— START OF Material for the task —

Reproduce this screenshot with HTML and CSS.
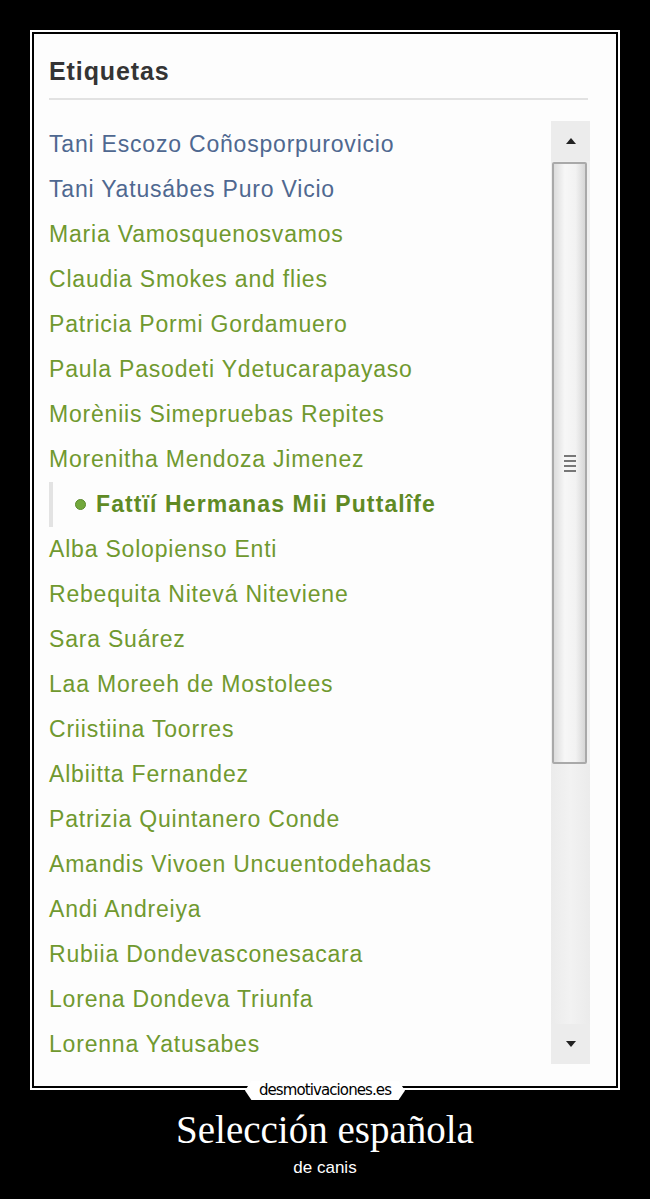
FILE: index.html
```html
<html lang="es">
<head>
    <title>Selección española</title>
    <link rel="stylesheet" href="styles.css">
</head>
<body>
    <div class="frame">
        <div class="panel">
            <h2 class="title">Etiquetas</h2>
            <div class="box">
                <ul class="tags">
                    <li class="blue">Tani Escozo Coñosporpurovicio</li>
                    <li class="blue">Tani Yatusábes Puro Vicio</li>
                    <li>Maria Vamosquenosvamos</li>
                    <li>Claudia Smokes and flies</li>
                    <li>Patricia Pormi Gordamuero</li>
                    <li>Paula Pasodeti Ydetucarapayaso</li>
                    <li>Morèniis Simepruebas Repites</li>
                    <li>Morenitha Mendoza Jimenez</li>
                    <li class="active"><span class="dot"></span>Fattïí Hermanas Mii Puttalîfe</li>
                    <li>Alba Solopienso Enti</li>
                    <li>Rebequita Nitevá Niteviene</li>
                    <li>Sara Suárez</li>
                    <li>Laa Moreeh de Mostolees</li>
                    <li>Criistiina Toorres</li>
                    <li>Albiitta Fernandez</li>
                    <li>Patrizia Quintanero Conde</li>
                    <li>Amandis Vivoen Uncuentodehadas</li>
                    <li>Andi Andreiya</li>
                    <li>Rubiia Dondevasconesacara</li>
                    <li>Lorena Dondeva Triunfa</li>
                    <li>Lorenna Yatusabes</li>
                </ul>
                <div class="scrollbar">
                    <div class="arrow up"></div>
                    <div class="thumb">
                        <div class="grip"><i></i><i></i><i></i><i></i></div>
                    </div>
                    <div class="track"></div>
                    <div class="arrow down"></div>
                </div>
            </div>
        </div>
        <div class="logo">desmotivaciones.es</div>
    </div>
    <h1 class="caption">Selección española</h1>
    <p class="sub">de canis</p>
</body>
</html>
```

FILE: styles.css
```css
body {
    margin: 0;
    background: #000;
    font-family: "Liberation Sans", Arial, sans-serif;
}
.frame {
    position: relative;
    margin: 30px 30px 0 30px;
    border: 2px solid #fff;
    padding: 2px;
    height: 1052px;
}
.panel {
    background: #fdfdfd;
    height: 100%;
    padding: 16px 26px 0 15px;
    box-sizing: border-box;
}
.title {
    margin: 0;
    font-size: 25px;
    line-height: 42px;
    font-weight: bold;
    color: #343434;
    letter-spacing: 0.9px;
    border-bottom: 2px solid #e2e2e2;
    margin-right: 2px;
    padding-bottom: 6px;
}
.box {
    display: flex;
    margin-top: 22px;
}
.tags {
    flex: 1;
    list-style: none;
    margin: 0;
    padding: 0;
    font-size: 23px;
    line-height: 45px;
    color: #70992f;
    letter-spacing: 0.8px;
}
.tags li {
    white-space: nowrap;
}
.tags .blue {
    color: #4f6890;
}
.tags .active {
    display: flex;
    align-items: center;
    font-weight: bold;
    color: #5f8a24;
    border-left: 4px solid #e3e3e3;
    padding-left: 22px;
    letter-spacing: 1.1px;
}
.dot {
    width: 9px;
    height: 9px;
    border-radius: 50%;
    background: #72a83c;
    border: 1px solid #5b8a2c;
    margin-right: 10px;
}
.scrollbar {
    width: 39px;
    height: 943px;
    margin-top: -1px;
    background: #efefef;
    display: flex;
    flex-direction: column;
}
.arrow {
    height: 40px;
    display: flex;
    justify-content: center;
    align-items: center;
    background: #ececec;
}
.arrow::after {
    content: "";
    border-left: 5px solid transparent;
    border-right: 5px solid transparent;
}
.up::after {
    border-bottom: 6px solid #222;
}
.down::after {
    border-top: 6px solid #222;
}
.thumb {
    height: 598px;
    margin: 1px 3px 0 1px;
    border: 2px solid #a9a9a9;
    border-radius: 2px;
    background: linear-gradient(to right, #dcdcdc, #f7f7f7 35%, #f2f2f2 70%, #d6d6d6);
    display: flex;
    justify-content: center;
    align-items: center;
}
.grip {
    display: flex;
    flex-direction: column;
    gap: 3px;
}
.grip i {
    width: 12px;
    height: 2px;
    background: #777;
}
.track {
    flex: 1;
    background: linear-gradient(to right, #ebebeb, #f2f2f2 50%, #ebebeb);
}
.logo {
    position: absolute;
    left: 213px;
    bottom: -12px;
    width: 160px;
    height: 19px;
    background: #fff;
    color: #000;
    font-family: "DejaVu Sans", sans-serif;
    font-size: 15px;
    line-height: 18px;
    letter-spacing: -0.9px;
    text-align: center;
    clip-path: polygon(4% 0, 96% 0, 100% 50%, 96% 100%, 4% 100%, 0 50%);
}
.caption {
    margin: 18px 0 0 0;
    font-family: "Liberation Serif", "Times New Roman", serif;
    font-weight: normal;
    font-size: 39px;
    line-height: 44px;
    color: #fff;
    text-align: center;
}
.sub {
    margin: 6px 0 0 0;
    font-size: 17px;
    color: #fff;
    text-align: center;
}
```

— END OF Material for the task —
— START OF Material for the task —

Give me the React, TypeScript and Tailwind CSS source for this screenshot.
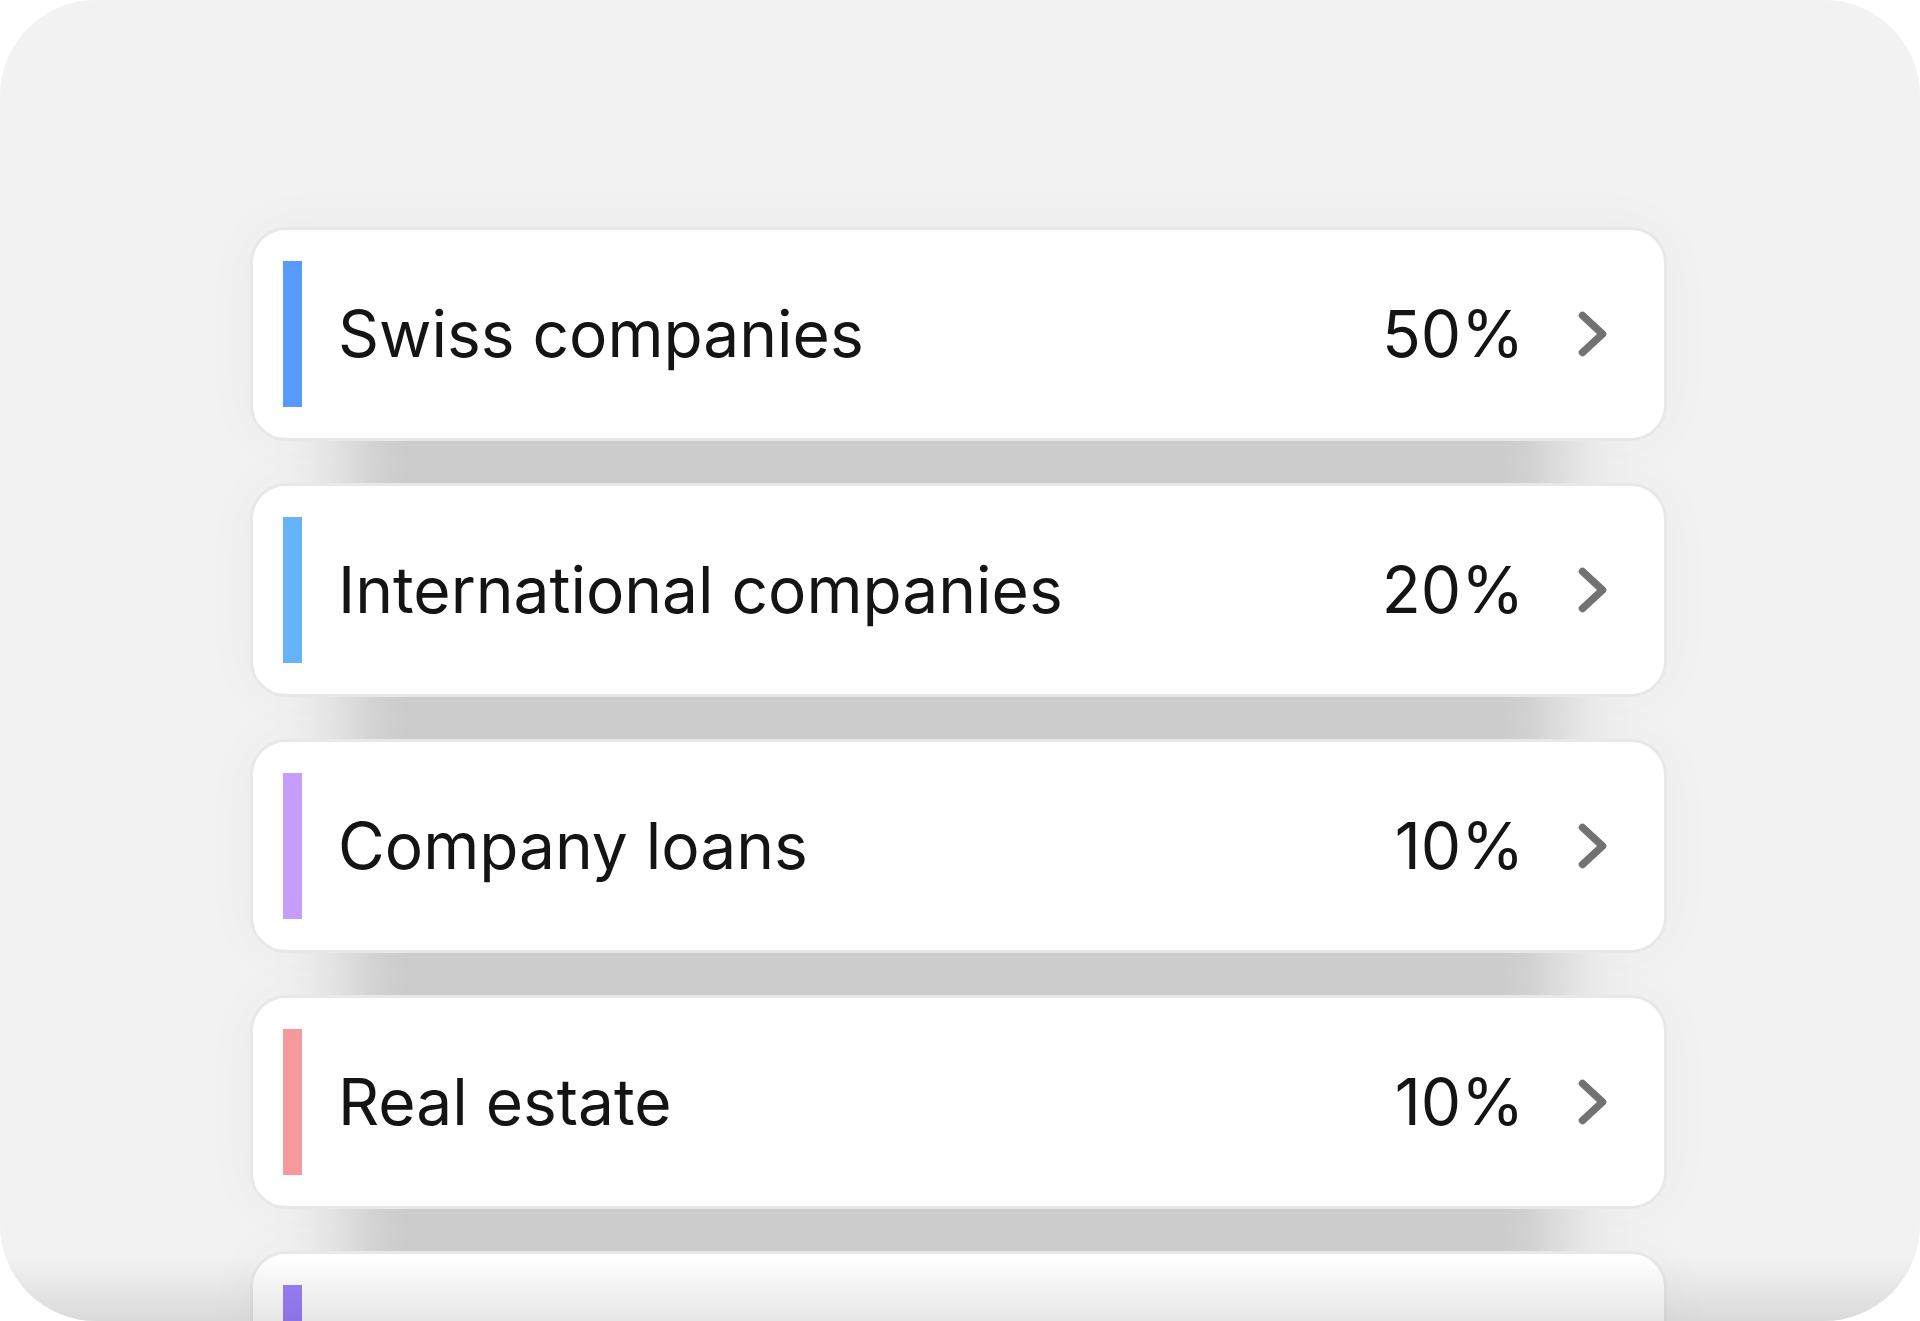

— END OF Material for the task —

_Given request_.
Only the number is wanted: how many lines in the preceding entries hold the string "screenshot"?

_Expected output_.
2